(begin)

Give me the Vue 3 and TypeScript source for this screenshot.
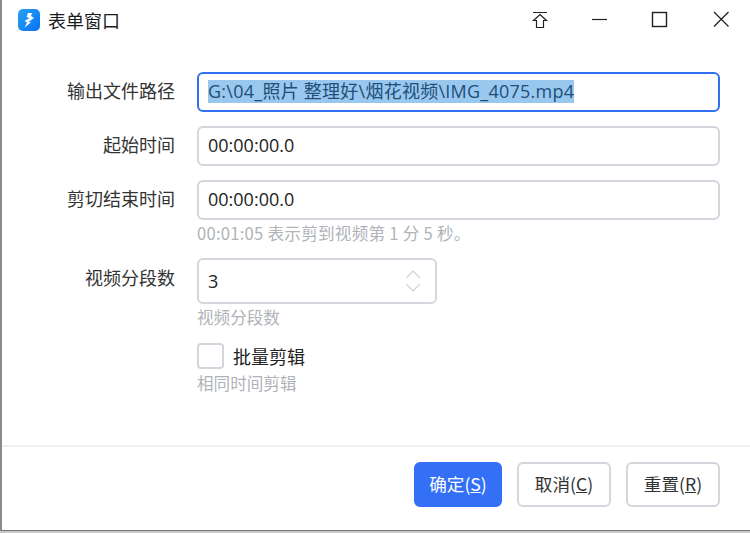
<script setup lang="ts">
const stepUp = 'M1 7 L7 1 L13 7'
const stepDown = 'M1 1 L7 7 L13 1'
</script>

<template>
  <div class="win">
    <header class="title">
      <svg class="logo" width="22" height="22" viewBox="0 0 22 22">
        <defs>
          <linearGradient id="lg" x1="0" y1="0" x2="1" y2="1">
            <stop offset="0" stop-color="#27a4f8" />
            <stop offset="1" stop-color="#0a6ff5" />
          </linearGradient>
        </defs>
        <rect width="22" height="22" rx="5" fill="url(#lg)" />
        <path d="M10 4 H14 L13 7 L16 9 L10.5 13 L13 13.5 L6.5 18.5 L9 13.5 L6.5 12 L11.5 9 L8.5 8 Z" fill="#fff" />
      </svg>
      <span class="title-text">表单窗口</span>
      <div class="controls">
        <svg class="ctl" width="46" height="30" viewBox="0 0 46 30">
          <path d="M15 12.5 H29" stroke="#222" stroke-width="1" fill="none" />
          <path d="M22 14.5 L28.5 20.5 H25.5 V27.5 H18.5 V20.5 H15.5 Z" stroke="#222" stroke-width="1.2" fill="none" />
        </svg>
        <svg class="ctl" width="46" height="30" viewBox="0 0 46 30">
          <path d="M14 19.5 H29" stroke="#222" stroke-width="1.2" fill="none" />
        </svg>
        <svg class="ctl" width="46" height="30" viewBox="0 0 46 30">
          <rect x="14.5" y="12.5" width="14" height="14" stroke="#222" stroke-width="1.4" fill="none" />
        </svg>
        <svg class="ctl" width="46" height="30" viewBox="0 0 46 30">
          <path d="M16 12 L30.5 26.5 M30.5 12 L16 26.5" stroke="#222" stroke-width="1.3" fill="none" />
        </svg>
      </div>
    </header>

    <main class="form">
      <div class="row">
        <label class="lbl">输出文件路径</label>
        <div class="input focus"><span class="sel">G:\04_照片 整理好\烟花视频\IMG_4075.mp4</span></div>
      </div>
      <div class="row">
        <label class="lbl">起始时间</label>
        <div class="input">00:00:00.0</div>
      </div>
      <div class="row tight">
        <label class="lbl">剪切结束时间</label>
        <div class="input">00:00:00.0</div>
      </div>
      <div class="hint first">00:01:05 表示剪到视频第 1 分 5 秒。</div>
      <div class="row tight num">
        <label class="lbl">视频分段数</label>
        <div class="input number">
          <span class="numval">3</span>
          <span class="stepper">
            <svg width="18" height="9" viewBox="0 0 14 8"><path :d="stepUp" stroke="#c9cdd4" fill="none" /></svg>
            <svg width="18" height="9" viewBox="0 0 14 8"><path :d="stepDown" stroke="#c9cdd4" fill="none" /></svg>
          </span>
        </div>
      </div>
      <div class="hint second">视频分段数</div>
      <div class="check">
        <span class="box"></span>
        <span class="check-label">批量剪辑</span>
      </div>
      <div class="hint third">相同时间剪辑</div>
    </main>

    <footer class="foot">
      <button class="btn primary">确定(<u>S</u>)</button>
      <button class="btn">取消(<u>C</u>)</button>
      <button class="btn">重置(<u>R</u>)</button>
    </footer>
  </div>
</template>

<style>
html, body { margin: 0; background: #c8c8c8; }
</style>

<style scoped>
.win {
  width: 750px;
  height: 531px;
  box-sizing: border-box;
  background: #fff;
  border-left: 2px solid #8a8a8a;
  border-bottom: 1px solid #777;
  display: flex;
  flex-direction: column;
  font-family: "Noto Sans CJK SC", "Open Sans", sans-serif;
  color: #222;
  overflow: hidden;
}
.title {
  height: 40px;
  flex: none;
  display: flex;
  align-items: center;
  padding-left: 16px;
}
.logo { flex: none; }
.title-text { margin-left: 8px; font-size: 18px; color: #1c1c1c; line-height: 24px; }
.controls { margin-left: auto; display: flex; align-items: flex-start; align-self: flex-start; padding-right: 6px; }
.ctl { display: block; margin-left: 14px; }
.form { flex: 1; display: flex; flex-direction: column; padding-top: 32px; }
.row { display: flex; align-items: flex-start; margin-bottom: 14px; }
.row.tight { margin-bottom: 0; }
.lbl { width: 173px; text-align: right; font-size: 18px; line-height: 36px; color: #333; flex: none; }
.num .lbl { line-height: 38px; }
.input {
  margin-left: 22px;
  width: 523px;
  height: 40px;
  box-sizing: border-box;
  border: 2px solid #d3d6dc;
  border-radius: 6px;
  padding: 0 9px 3px;
  display: flex;
  align-items: center;
  font-family: "Open Sans", "Noto Sans CJK SC", sans-serif;
  font-size: 18px;
  color: #222;
}
.focus { border-color: #3370f0; padding-bottom: 1px; }
.sel { background: #99c8ee; color: #1f4e79; line-height: 23px; font-size: 18px; letter-spacing: 0.25px; white-space: nowrap; }
.number { width: 240px; height: 46px; justify-content: space-between; padding: 0 13px 1px 9px; }
.numval { font-size: 18px; }
.stepper { display: flex; flex-direction: column; gap: 4px; }
.stepper svg { display: block; }
.hint { margin-left: 195px; font-size: 16.6px; color: #b0b3b8; line-height: 24px; }
.hint.first { margin-top: 1px; margin-bottom: 13px; letter-spacing: 0.25px; }
.hint.second { margin-top: 1px; margin-bottom: 13px; }
.hint.third { margin-top: 1px; }
.check { margin-left: 195px; display: flex; align-items: center; height: 28px; }
.box { width: 27px; height: 26px; box-sizing: border-box; border: 2px solid #d3d6dc; border-radius: 4px; }
.check-label { margin-left: 9px; font-size: 18px; color: #222; line-height: 26px; }
.foot {
  flex: none;
  height: 85px;
  box-sizing: border-box;
  border-top: 2px solid #f0f0f0;
  display: flex;
  justify-content: flex-end;
  padding: 15px 30px 0 0;
  gap: 15px;
}
.btn {
  width: 94px;
  height: 45px;
  box-sizing: border-box;
  background: #fff;
  border: 2px solid #d3d6dc;
  border-radius: 6px;
  font-family: "Noto Sans CJK SC", sans-serif;
  font-size: 17.6px;
  color: #333;
  padding: 0 0 2px;
}
.btn.primary { width: 88px; background: #3370f5; border-color: #3370f5; color: #fff; }
</style>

(end)

__THE TASK__: Write out the listing above again, exactly, but with no pictures in the copy.

__WRITTEN SOLUTION__:
Give me the Vue 3 and TypeScript source for this screenshot.
<script setup lang="ts">
const stepUp = 'M1 7 L7 1 L13 7'
const stepDown = 'M1 1 L7 7 L13 1'
</script>

<template>
  <div class="win">
    <header class="title">
      <svg class="logo" width="22" height="22" viewBox="0 0 22 22">
        <defs>
          <linearGradient id="lg" x1="0" y1="0" x2="1" y2="1">
            <stop offset="0" stop-color="#27a4f8" />
            <stop offset="1" stop-color="#0a6ff5" />
          </linearGradient>
        </defs>
        <rect width="22" height="22" rx="5" fill="url(#lg)" />
        <path d="M10 4 H14 L13 7 L16 9 L10.5 13 L13 13.5 L6.5 18.5 L9 13.5 L6.5 12 L11.5 9 L8.5 8 Z" fill="#fff" />
      </svg>
      <span class="title-text">表单窗口</span>
      <div class="controls">
        <svg class="ctl" width="46" height="30" viewBox="0 0 46 30">
          <path d="M15 12.5 H29" stroke="#222" stroke-width="1" fill="none" />
          <path d="M22 14.5 L28.5 20.5 H25.5 V27.5 H18.5 V20.5 H15.5 Z" stroke="#222" stroke-width="1.2" fill="none" />
        </svg>
        <svg class="ctl" width="46" height="30" viewBox="0 0 46 30">
          <path d="M14 19.5 H29" stroke="#222" stroke-width="1.2" fill="none" />
        </svg>
        <svg class="ctl" width="46" height="30" viewBox="0 0 46 30">
          <rect x="14.5" y="12.5" width="14" height="14" stroke="#222" stroke-width="1.4" fill="none" />
        </svg>
        <svg class="ctl" width="46" height="30" viewBox="0 0 46 30">
          <path d="M16 12 L30.5 26.5 M30.5 12 L16 26.5" stroke="#222" stroke-width="1.3" fill="none" />
        </svg>
      </div>
    </header>

    <main class="form">
      <div class="row">
        <label class="lbl">输出文件路径</label>
        <div class="input focus"><span class="sel">G:\04_照片 整理好\烟花视频\IMG_4075.mp4</span></div>
      </div>
      <div class="row">
        <label class="lbl">起始时间</label>
        <div class="input">00:00:00.0</div>
      </div>
      <div class="row tight">
        <label class="lbl">剪切结束时间</label>
        <div class="input">00:00:00.0</div>
      </div>
      <div class="hint first">00:01:05 表示剪到视频第 1 分 5 秒。</div>
      <div class="row tight num">
        <label class="lbl">视频分段数</label>
        <div class="input number">
          <span class="numval">3</span>
          <span class="stepper">
            <svg width="18" height="9" viewBox="0 0 14 8"><path :d="stepUp" stroke="#c9cdd4" fill="none" /></svg>
            <svg width="18" height="9" viewBox="0 0 14 8"><path :d="stepDown" stroke="#c9cdd4" fill="none" /></svg>
          </span>
        </div>
      </div>
      <div class="hint second">视频分段数</div>
      <div class="check">
        <span class="box"></span>
        <span class="check-label">批量剪辑</span>
      </div>
      <div class="hint third">相同时间剪辑</div>
    </main>

    <footer class="foot">
      <button class="btn primary">确定(<u>S</u>)</button>
      <button class="btn">取消(<u>C</u>)</button>
      <button class="btn">重置(<u>R</u>)</button>
    </footer>
  </div>
</template>

<style>
html, body { margin: 0; background: #c8c8c8; }
</style>

<style scoped>
.win {
  width: 750px;
  height: 531px;
  box-sizing: border-box;
  background: #fff;
  border-left: 2px solid #8a8a8a;
  border-bottom: 1px solid #777;
  display: flex;
  flex-direction: column;
  font-family: "Noto Sans CJK SC", "Open Sans", sans-serif;
  color: #222;
  overflow: hidden;
}
.title {
  height: 40px;
  flex: none;
  display: flex;
  align-items: center;
  padding-left: 16px;
}
.logo { flex: none; }
.title-text { margin-left: 8px; font-size: 18px; color: #1c1c1c; line-height: 24px; }
.controls { margin-left: auto; display: flex; align-items: flex-start; align-self: flex-start; padding-right: 6px; }
.ctl { display: block; margin-left: 14px; }
.form { flex: 1; display: flex; flex-direction: column; padding-top: 32px; }
.row { display: flex; align-items: flex-start; margin-bottom: 14px; }
.row.tight { margin-bottom: 0; }
.lbl { width: 173px; text-align: right; font-size: 18px; line-height: 36px; color: #333; flex: none; }
.num .lbl { line-height: 38px; }
.input {
  margin-left: 22px;
  width: 523px;
  height: 40px;
  box-sizing: border-box;
  border: 2px solid #d3d6dc;
  border-radius: 6px;
  padding: 0 9px 3px;
  display: flex;
  align-items: center;
  font-family: "Open Sans", "Noto Sans CJK SC", sans-serif;
  font-size: 18px;
  color: #222;
}
.focus { border-color: #3370f0; padding-bottom: 1px; }
.sel { background: #99c8ee; color: #1f4e79; line-height: 23px; font-size: 18px; letter-spacing: 0.25px; white-space: nowrap; }
.number { width: 240px; height: 46px; justify-content: space-between; padding: 0 13px 1px 9px; }
.numval { font-size: 18px; }
.stepper { display: flex; flex-direction: column; gap: 4px; }
.stepper svg { display: block; }
.hint { margin-left: 195px; font-size: 16.6px; color: #b0b3b8; line-height: 24px; }
.hint.first { margin-top: 1px; margin-bottom: 13px; letter-spacing: 0.25px; }
.hint.second { margin-top: 1px; margin-bottom: 13px; }
.hint.third { margin-top: 1px; }
.check { margin-left: 195px; display: flex; align-items: center; height: 28px; }
.box { width: 27px; height: 26px; box-sizing: border-box; border: 2px solid #d3d6dc; border-radius: 4px; }
.check-label { margin-left: 9px; font-size: 18px; color: #222; line-height: 26px; }
.foot {
  flex: none;
  height: 85px;
  box-sizing: border-box;
  border-top: 2px solid #f0f0f0;
  display: flex;
  justify-content: flex-end;
  padding: 15px 30px 0 0;
  gap: 15px;
}
.btn {
  width: 94px;
  height: 45px;
  box-sizing: border-box;
  background: #fff;
  border: 2px solid #d3d6dc;
  border-radius: 6px;
  font-family: "Noto Sans CJK SC", sans-serif;
  font-size: 17.6px;
  color: #333;
  padding: 0 0 2px;
}
.btn.primary { width: 88px; background: #3370f5; border-color: #3370f5; color: #fff; }
</style>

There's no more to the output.